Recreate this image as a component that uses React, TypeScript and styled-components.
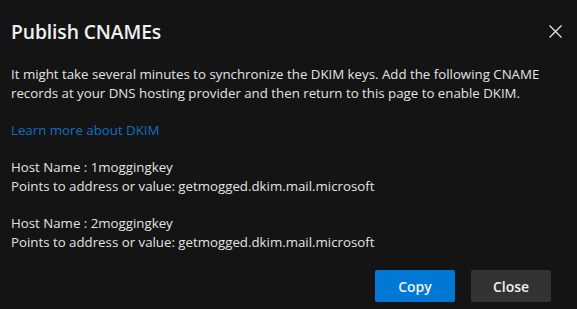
import React from "react";
import styled, { createGlobalStyle } from "styled-components";

const Global = createGlobalStyle`
  html, body { margin: 0; padding: 0; background: #141414; }
  body { font-family: "Open Sans", "Noto Sans", sans-serif; }
`;

const Dialog = styled.div`
  width: 577px;
  height: 309px;
  box-sizing: border-box;
  background: #141414;
  color: #e3e3e3;
  padding: 16px 26px 7px 11px;
  display: flex;
  flex-direction: column;
`;

const Header = styled.div`
  display: flex;
  align-items: center;
  justify-content: space-between;
  height: 30px;
  margin-right: -12px;
`;

const Title = styled.h1`
  margin: 0;
  font-size: 19.3px;
  font-weight: 600;
  color: #f0f0f0;
  letter-spacing: -0.1px;
`;

const CloseIcon = styled.button`
  background: none;
  border: none;
  padding: 0;
  width: 16px;
  height: 16px;
  display: flex;
  align-items: center;
  justify-content: center;
  color: #e6e6e6;
`;

const Body = styled.div`
  flex: 1;
  font-size: 13.27px;
  line-height: 19px;
  padding-top: 19px;
`;

const Para = styled.p<{ $gap?: number }>`
  margin: 0 0 ${(p) => p.$gap ?? 18}px 0;
`;

const Link = styled.a`
  color: #1170c2;
  text-decoration: none;
`;

const Footer = styled.div`
  display: flex;
  justify-content: flex-end;
  gap: 16px;
`;

const Button = styled.button<{ $primary?: boolean }>`
  width: 80px;
  height: 32px;
  border: none;
  border-radius: 2px;
  font-family: inherit;
  font-size: 14px;
  font-weight: 600;
  color: #f0f0f0;
  background: ${(p) => (p.$primary ? "#0078d4" : "#333333")};
`;

export default function App() {
  return (
    <>
      <Global />
      <Dialog>
        <Header>
          <Title>Publish CNAMEs</Title>
          <CloseIcon aria-label="Close">
            <svg width="13" height="13" viewBox="0 0 13 13">
              <path d="M0.5 0.5 L12.5 12.5 M12.5 0.5 L0.5 12.5" stroke="currentColor" strokeWidth="1.3" />
            </svg>
          </CloseIcon>
        </Header>
        <Body>
          <Para>
            It might take several minutes to synchronize the DKIM keys. Add the following CNAME records at your DNS hosting provider and then return to this page to enable DKIM.
          </Para>
          <Para>
            <Link href="#">Learn more about DKIM</Link>
          </Para>
          <Para>
            Host Name : 1moggingkey
            <br />
            Points to address or value: getmogged.dkim.mail.microsoft
          </Para>
          <Para $gap={0}>
            Host Name : 2moggingkey
            <br />
            Points to address or value: getmogged.dkim.mail.microsoft
          </Para>
        </Body>
        <Footer>
          <Button $primary>Copy</Button>
          <Button>Close</Button>
        </Footer>
      </Dialog>
    </>
  );
}
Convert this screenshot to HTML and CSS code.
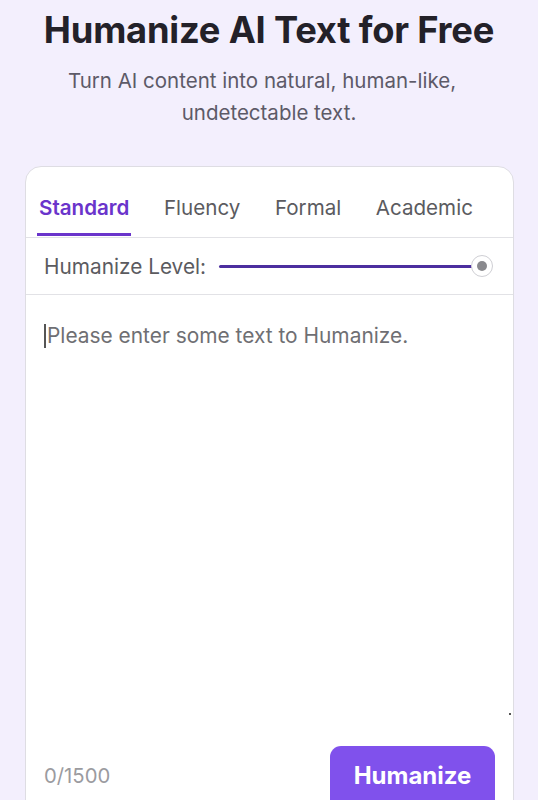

# WHAT IS BEING ASKED:
Produce an exact copy of each line of data, skipping embedded images.

# FULL SOLUTION:
Recreate this image as a component that uses React, TypeScript and styled-components.
import React from "react";
import styled, { createGlobalStyle } from "styled-components";

const Global = createGlobalStyle`
  html, body { margin: 0; padding: 0; background: #141414; }
  body { font-family: "Open Sans", "Noto Sans", sans-serif; }
`;

const Dialog = styled.div`
  width: 577px;
  height: 309px;
  box-sizing: border-box;
  background: #141414;
  color: #e3e3e3;
  padding: 16px 26px 7px 11px;
  display: flex;
  flex-direction: column;
`;

const Header = styled.div`
  display: flex;
  align-items: center;
  justify-content: space-between;
  height: 30px;
  margin-right: -12px;
`;

const Title = styled.h1`
  margin: 0;
  font-size: 19.3px;
  font-weight: 600;
  color: #f0f0f0;
  letter-spacing: -0.1px;
`;

const CloseIcon = styled.button`
  background: none;
  border: none;
  padding: 0;
  width: 16px;
  height: 16px;
  display: flex;
  align-items: center;
  justify-content: center;
  color: #e6e6e6;
`;

const Body = styled.div`
  flex: 1;
  font-size: 13.27px;
  line-height: 19px;
  padding-top: 19px;
`;

const Para = styled.p<{ $gap?: number }>`
  margin: 0 0 ${(p) => p.$gap ?? 18}px 0;
`;

const Link = styled.a`
  color: #1170c2;
  text-decoration: none;
`;

const Footer = styled.div`
  display: flex;
  justify-content: flex-end;
  gap: 16px;
`;

const Button = styled.button<{ $primary?: boolean }>`
  width: 80px;
  height: 32px;
  border: none;
  border-radius: 2px;
  font-family: inherit;
  font-size: 14px;
  font-weight: 600;
  color: #f0f0f0;
  background: ${(p) => (p.$primary ? "#0078d4" : "#333333")};
`;

export default function App() {
  return (
    <>
      <Global />
      <Dialog>
        <Header>
          <Title>Publish CNAMEs</Title>
          <CloseIcon aria-label="Close">
            <svg width="13" height="13" viewBox="0 0 13 13">
              <path d="M0.5 0.5 L12.5 12.5 M12.5 0.5 L0.5 12.5" stroke="currentColor" strokeWidth="1.3" />
            </svg>
          </CloseIcon>
        </Header>
        <Body>
          <Para>
            It might take several minutes to synchronize the DKIM keys. Add the following CNAME records at your DNS hosting provider and then return to this page to enable DKIM.
          </Para>
          <Para>
            <Link href="#">Learn more about DKIM</Link>
          </Para>
          <Para>
            Host Name : 1moggingkey
            <br />
            Points to address or value: getmogged.dkim.mail.microsoft
          </Para>
          <Para $gap={0}>
            Host Name : 2moggingkey
            <br />
            Points to address or value: getmogged.dkim.mail.microsoft
          </Para>
        </Body>
        <Footer>
          <Button $primary>Copy</Button>
          <Button>Close</Button>
        </Footer>
      </Dialog>
    </>
  );
}
Convert this screenshot to HTML and CSS code.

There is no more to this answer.